The major personnel questions during the Congress will focus on Xi Jinping. First, will Xi appoint a successor? Normally, the General-Secretary’s successor would be chosen at this meeting. Xi, however, has led analysts to believe that he will seek to circumvent the two-term limit on his administration and further consolidate power. By not naming a successor, Xi would indicate that he is, indeed, taking this path. Second, what does consolidated power in Xi’s hands look like? The Congress might waive the mandatory retirement age of 68 for Wang Qishan, 69, and allow him to continue in his role as Secretary-General for the Central Commision for Discipline Inspection. In effect, Wang has carried out Xi’s anti-corruption campaign, which many accuse of being a thinly veiled purge of Xi’s political opponents. Allowing Wang to stay on will signal that Xi is able to convince the Congress, still filled with many Xi opponents, to bend the rules, possible setting the stage for a third Xi term. Even with waiving the retirement rule, many of Xi’s followers may be inducted into the Central Committee and the Politburo. If Xi is successful in getting his followers into position, he will be able to pursue the policies of the last five years more aggressively. Third, what if Xi fails? While this is unlikely, it is possible. Xi’s anti-corruption campaign, centralizing tendencies, and appointment of supporters without meritocratic track records has made him a significant number of enemies. If Xi fails to appoint his supporters and secure the positions of those already in power, his opponents will leap at the chance to weaken him. While a weakened Xi may be good for China’s institutions and rule-of-law, it will introduce extreme uncertainty into a number of economic systems that have come to rely on Xi providing a measure of stability.

It is most likely, however, that Xi will succeed. If all goes well for him, Wang will remain in at least some policy-making role, he will avoid directly naming a successor, and a number of his supporters and protogés will be appointed to higher positions. What does this mean for China’s economic trajectory?
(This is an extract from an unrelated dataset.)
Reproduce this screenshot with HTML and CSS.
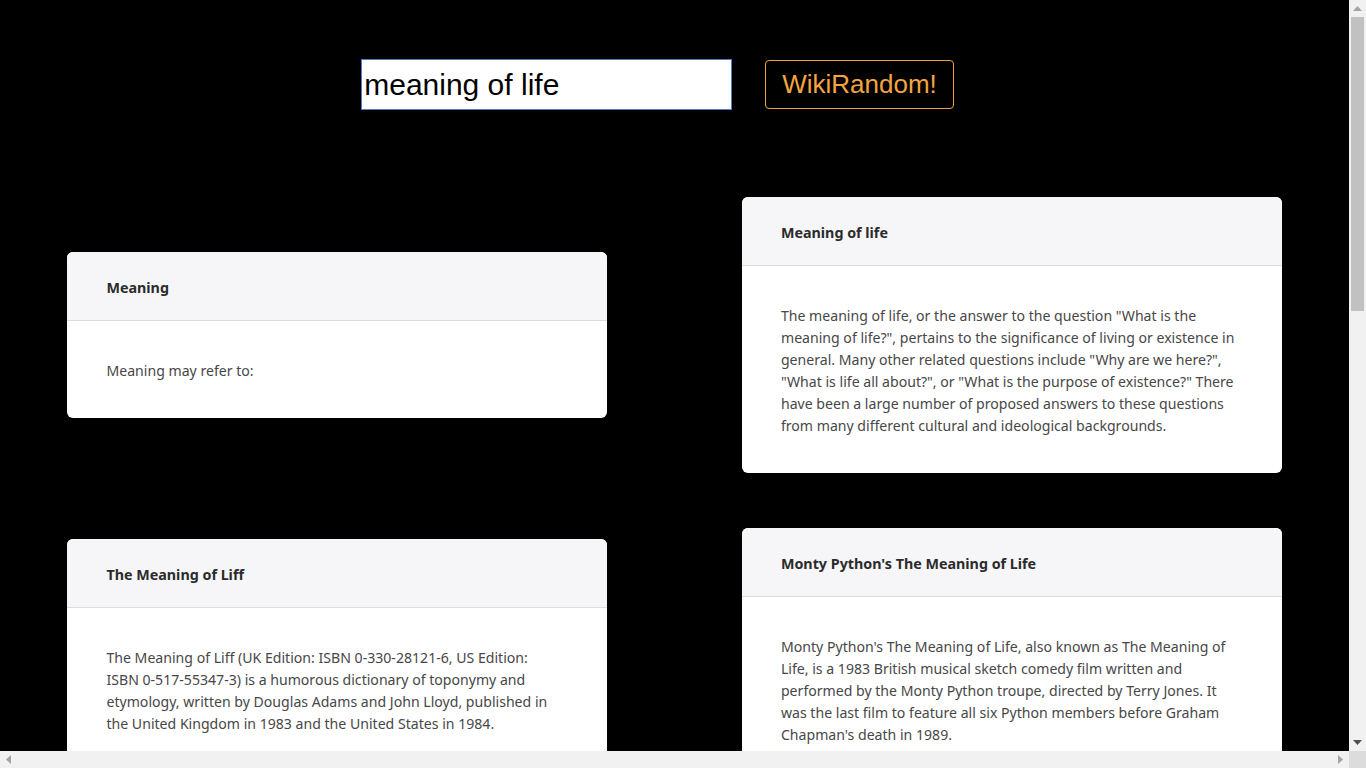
FILE: index.html
```html
<!DOCTYPE html>
<html lang="en">
<head>
<meta charset="utf-8">
<title>WikiRandom</title>
<link rel="stylesheet" href="styles.css">
</head>
<body>
<div class="viewport">
<header class="search-bar">
  <input class="search-input" type="text" value="meaning of life">
  <button class="random-btn" type="button">WikiRandom!</button>
</header>
<main class="results">
  <div class="cell">
    <article class="card">
      <div class="card-header">Meaning</div>
      <div class="card-body">Meaning may refer to:</div>
    </article>
  </div>
  <div class="cell">
    <article class="card">
      <div class="card-header">Meaning of life</div>
      <div class="card-body">The meaning of life, or the answer to the question "What is the meaning of life?", pertains to the significance of living or existence in general. Many other related questions include "Why are we here?", "What is life all about?", or "What is the purpose of existence?" There have been a large number of proposed answers to these questions from many different cultural and ideological backgrounds.</div>
    </article>
  </div>
  <div class="cell">
    <article class="card">
      <div class="card-header">The Meaning of Liff</div>
      <div class="card-body">The Meaning of Liff (UK Edition: ISBN&nbsp;0-330-28121-6, US Edition: ISBN&nbsp;0-517-55347-3) is a humorous dictionary of toponymy and etymology, written by Douglas Adams and John Lloyd, published in the United Kingdom in 1983 and the United States in 1984.</div>
    </article>
  </div>
  <div class="cell">
    <article class="card">
      <div class="card-header">Monty Python's The Meaning of Life</div>
      <div class="card-body">Monty Python's The Meaning of Life, also known as The Meaning of Life, is a 1983 British musical sketch comedy film written and performed by the Monty Python troupe, directed by Terry Jones. It was the last film to feature all six Python members before Graham Chapman's death in 1989.</div>
    </article>
  </div>
  <div class="cell">
    <article class="card">
      <div class="card-header">Meaning of Life (album)</div>
      <div class="card-body">Meaning of Life is the eighth studio album by American singer Kelly Clarkson. It was released on October 27, 2017, through Atlantic Records, making it her first album not to be released under RCA Records, following her departure from the label after the release of her seventh studio album.</div>
    </article>
  </div>
  <div class="cell">
    <article class="card">
      <div class="card-header">The Meaning of Life (Disturbed song)</div>
      <div class="card-body">"The Meaning of Life" is a song by American heavy metal band Disturbed. It was released as the third single from their debut album The Sickness, and later appeared on the soundtrack of the film Little Nicky.</div>
    </article>
  </div>
</main>
</div>
<div class="vscroll" aria-hidden="true">
  <div class="sb-btn">
    <svg width="9" height="5" viewBox="0 0 9 5"><path d="M4.5 0L9 5H0z" fill="#a3a3a3"/></svg>
  </div>
  <div class="sb-track-v"><div class="sb-thumb-v"></div></div>
  <div class="sb-btn">
    <svg width="9" height="5" viewBox="0 0 9 5"><path d="M0 0H9L4.5 5z" fill="#505050"/></svg>
  </div>
</div>
<div class="hscroll" aria-hidden="true">
  <div class="sb-btn">
    <svg width="5" height="9" viewBox="0 0 5 9"><path d="M0 4.5L5 0V9z" fill="#a3a3a3"/></svg>
  </div>
  <div class="sb-track-h"></div>
  <div class="sb-btn">
    <svg width="5" height="9" viewBox="0 0 5 9"><path d="M0 0L5 4.5L0 9z" fill="#a3a3a3"/></svg>
  </div>
</div>
<div class="sb-corner" aria-hidden="true"></div>
</body>
</html>
```
FILE: styles.css
```css
html, body {
  margin: 0;
  padding: 0;
  background: #000;
}

body {
  height: 100vh;
  overflow: hidden;
  display: grid;
  grid-template-columns: 1fr 17px;
  grid-template-rows: 1fr 17px;
  font-family: "Noto Sans", "Open Sans", sans-serif;
}

.viewport {
  min-width: 0;
  min-height: 0;
  overflow: hidden;
  background: #000;
}

/* scrollbars */
.vscroll {
  display: flex;
  flex-direction: column;
  background: #f1f1f1;
  min-height: 0;
}

.hscroll {
  display: flex;
  background: #f1f1f1;
}

.sb-btn {
  flex: 0 0 17px;
  width: 17px;
  height: 17px;
  display: flex;
  align-items: center;
  justify-content: center;
}

.sb-track-v {
  flex: 1;
  padding: 0 2px;
}

.sb-thumb-v {
  height: 294px;
  background: #c1c1c1;
}

.sb-track-h {
  flex: 1;
}

.sb-corner {
  background: #dcdcdc;
}

/* search */
.search-bar {
  display: flex;
  justify-content: center;
  align-items: center;
  gap: 33px;
  padding-top: 59px;
  padding-right: 34px;
}

.search-input {
  box-sizing: border-box;
  width: 371px;
  height: 51px;
  margin: 0;
  padding: 0 2px;
  border: 1px solid #5579c4;
  border-radius: 0;
  background: #fff;
  color: #000;
  font-family: "Liberation Sans", Arial, sans-serif;
  font-size: 30px;
  outline: none;
}

.random-btn {
  box-sizing: border-box;
  height: 49px;
  margin: 0;
  padding: 0 16px;
  border: 1px solid #f2a23c;
  border-radius: 4px;
  background: #000;
  color: #f4a53e;
  font-family: "Liberation Sans", Arial, sans-serif;
  font-size: 26px;
  cursor: pointer;
}

/* results */
.results {
  display: grid;
  grid-template-columns: 1fr 1fr;
  align-items: center;
  row-gap: 55px;
  margin-top: 87px;
  padding-bottom: 115px;
}

.card {
  width: 80%;
  margin: 0 auto;
  background: #fff;
  border-radius: 6px;
  overflow: hidden;
}

.card-header {
  box-sizing: border-box;
  height: 68px;
  display: flex;
  align-items: center;
  padding: 2px 39px 0;
  background: #f6f6f8;
  border-bottom: 1px solid #dcdcdf;
  box-sizing: content-box;
  height: 66px;
  color: #2b2b2b;
  font-weight: 700;
  font-size: 14.3px;
}

.card-body {
  padding: 39px 39px 36px;
  color: #474747;
  font-size: 14.1px;
  line-height: 22px;
}
```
When he came to power in 2012, groups from Tibetan Buddhists to Japanese opinion leaders believed that Xi Jinping would be a moderating force for China. They were wrong; Xi was beholden only to himself. That being said, it is unlikely that Xi will upset the system of collective leadership that has steered China since Deng Xiaoping. While a number of commentators have claimed that Xi will begin the process of becoming “emperor for life” such a move is unlikely, at least at this Congress. Doing so would launch a heated political battle that would consume the CCP at a time when China faces numerous global opportunities that can be best handled with party and state stability. As such, we should expect Xi to consolidate power but largely continue along the path he has charted over the last five years. This means a continued focus on economic stability and increasing China’s regional influence.

The CCP’s goal of making China a “moderately prosperous” society by 2021 means it needs to double per-capita income from 2010 levels. To do this, the CCP has continuously opted for control over innovation, Notably, it has done so by heavily intervening in the stock market, tightening control of the yuan, and increasing its power over state-owned enterprises. It has also sought to better control the internet, allowing easier access to foreign companies’ data. Yet the Xi administration has failed to make key reforms: it has allowed the growth of an already large real estate bubble; zombie SOEs continue to take out bad loans from banks; industrial overcapacity and slowing growth have led to decreased investment; migration rules still make it difficult for rural workers to move to the more productive cities. Each of these has the potential to be a major shock to the Chinese economy, yet require major reforms to address. The Xi administration has shown little appetite for making those reforms and is unlikely to make significant changes over the next five years.

The CCP is hoping to redirect its domestic savings and industrial capacity abroad, mainly through its One Belt, One Road (OBOR) initiative. China has already invested over $900 billion in OBOR, which seeks to reorient global trade along the old Silk Road. If successful, China will have executed an economic coup, revitalizing its own economy and heavily inserting itself into the economies of its neighbors, even more than it already has. Yet this is a decades-long project, at best, and is plagued by risk. OBOR runs through Central Asia, including Pakistan, Afghanistan, areas not known for their stability. Moreover, the loans China will make to its neighbors assumes that the project will be completed on time and will be successful, a major gamble given that these governments are often riddled with corruption and inertia. Much of OBOR’s success cannot be controlled by Beijing, which leaves the Xi administration open to heavy criticism if the project fails.

Overall, it is likely that Xi will formalize his consolidation of power in the coming days. Yet while this might prove politically important, its impacts on economic will be more tempered. If Xi follows his pattern of the last five years, he will strive for more control over the economy. While this might allow him to reach the goal of a moderately prosperous society, it will not address the key structural problems of the Chinese economy which pose long-term risks. In addition, the regional economic strategy of OBOR is a massive gamble on the ability of neighboring governments to deliver on promises, with nearly a trillion dollars on the line. The Party Congress will be economically significant for how little it changes.